Work instructions:
Extract the data exactly, missing nothing.

Information supplied:
■ ■ ■

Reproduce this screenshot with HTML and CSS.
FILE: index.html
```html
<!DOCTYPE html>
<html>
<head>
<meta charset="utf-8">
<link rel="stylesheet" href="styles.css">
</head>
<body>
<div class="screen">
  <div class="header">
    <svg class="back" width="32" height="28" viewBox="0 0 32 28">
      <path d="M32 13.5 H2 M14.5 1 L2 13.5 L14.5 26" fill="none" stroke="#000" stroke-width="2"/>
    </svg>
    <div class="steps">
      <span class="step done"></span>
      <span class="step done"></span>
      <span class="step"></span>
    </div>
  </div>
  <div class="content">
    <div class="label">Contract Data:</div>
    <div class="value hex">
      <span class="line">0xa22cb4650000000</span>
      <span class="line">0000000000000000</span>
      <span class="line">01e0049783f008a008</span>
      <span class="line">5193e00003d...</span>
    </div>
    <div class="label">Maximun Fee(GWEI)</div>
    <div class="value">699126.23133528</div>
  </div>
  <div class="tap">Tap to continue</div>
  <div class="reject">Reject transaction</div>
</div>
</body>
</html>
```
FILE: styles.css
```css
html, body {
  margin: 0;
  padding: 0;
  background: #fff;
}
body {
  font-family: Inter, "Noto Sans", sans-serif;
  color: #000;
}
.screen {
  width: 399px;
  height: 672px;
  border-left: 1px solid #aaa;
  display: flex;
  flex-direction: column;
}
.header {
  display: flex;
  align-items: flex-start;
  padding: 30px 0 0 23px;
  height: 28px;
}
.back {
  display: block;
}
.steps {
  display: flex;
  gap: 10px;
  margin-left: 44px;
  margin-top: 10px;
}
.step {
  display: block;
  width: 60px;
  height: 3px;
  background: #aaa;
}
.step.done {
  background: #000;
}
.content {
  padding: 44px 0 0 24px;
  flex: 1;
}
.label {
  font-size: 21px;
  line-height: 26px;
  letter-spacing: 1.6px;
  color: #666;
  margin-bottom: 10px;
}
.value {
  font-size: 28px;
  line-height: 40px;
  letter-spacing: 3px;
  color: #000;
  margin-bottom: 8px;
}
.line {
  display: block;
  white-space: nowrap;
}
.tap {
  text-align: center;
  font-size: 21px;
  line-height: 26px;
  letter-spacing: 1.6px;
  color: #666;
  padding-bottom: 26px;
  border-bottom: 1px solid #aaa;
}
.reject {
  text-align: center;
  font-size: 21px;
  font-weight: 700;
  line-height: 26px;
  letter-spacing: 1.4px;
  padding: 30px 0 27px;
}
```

■ ■ ■

Output for this exercise:
Reproduce this screenshot with HTML and CSS.
FILE: index.html
```html
<!DOCTYPE html>
<html>
<head>
<meta charset="utf-8">
<link rel="stylesheet" href="styles.css">
</head>
<body>
<div class="screen">
  <div class="header">
    <svg class="back" width="32" height="28" viewBox="0 0 32 28">
      <path d="M32 13.5 H2 M14.5 1 L2 13.5 L14.5 26" fill="none" stroke="#000" stroke-width="2"/>
    </svg>
    <div class="steps">
      <span class="step done"></span>
      <span class="step done"></span>
      <span class="step"></span>
    </div>
  </div>
  <div class="content">
    <div class="label">Contract Data:</div>
    <div class="value hex">
      <span class="line">0xa22cb4650000000</span>
      <span class="line">0000000000000000</span>
      <span class="line">01e0049783f008a008</span>
      <span class="line">5193e00003d...</span>
    </div>
    <div class="label">Maximun Fee(GWEI)</div>
    <div class="value">699126.23133528</div>
  </div>
  <div class="tap">Tap to continue</div>
  <div class="reject">Reject transaction</div>
</div>
</body>
</html>
```
FILE: styles.css
```css
html, body {
  margin: 0;
  padding: 0;
  background: #fff;
}
body {
  font-family: Inter, "Noto Sans", sans-serif;
  color: #000;
}
.screen {
  width: 399px;
  height: 672px;
  border-left: 1px solid #aaa;
  display: flex;
  flex-direction: column;
}
.header {
  display: flex;
  align-items: flex-start;
  padding: 30px 0 0 23px;
  height: 28px;
}
.back {
  display: block;
}
.steps {
  display: flex;
  gap: 10px;
  margin-left: 44px;
  margin-top: 10px;
}
.step {
  display: block;
  width: 60px;
  height: 3px;
  background: #aaa;
}
.step.done {
  background: #000;
}
.content {
  padding: 44px 0 0 24px;
  flex: 1;
}
.label {
  font-size: 21px;
  line-height: 26px;
  letter-spacing: 1.6px;
  color: #666;
  margin-bottom: 10px;
}
.value {
  font-size: 28px;
  line-height: 40px;
  letter-spacing: 3px;
  color: #000;
  margin-bottom: 8px;
}
.line {
  display: block;
  white-space: nowrap;
}
.tap {
  text-align: center;
  font-size: 21px;
  line-height: 26px;
  letter-spacing: 1.6px;
  color: #666;
  padding-bottom: 26px;
  border-bottom: 1px solid #aaa;
}
.reject {
  text-align: center;
  font-size: 21px;
  font-weight: 700;
  line-height: 26px;
  letter-spacing: 1.4px;
  padding: 30px 0 27px;
}
```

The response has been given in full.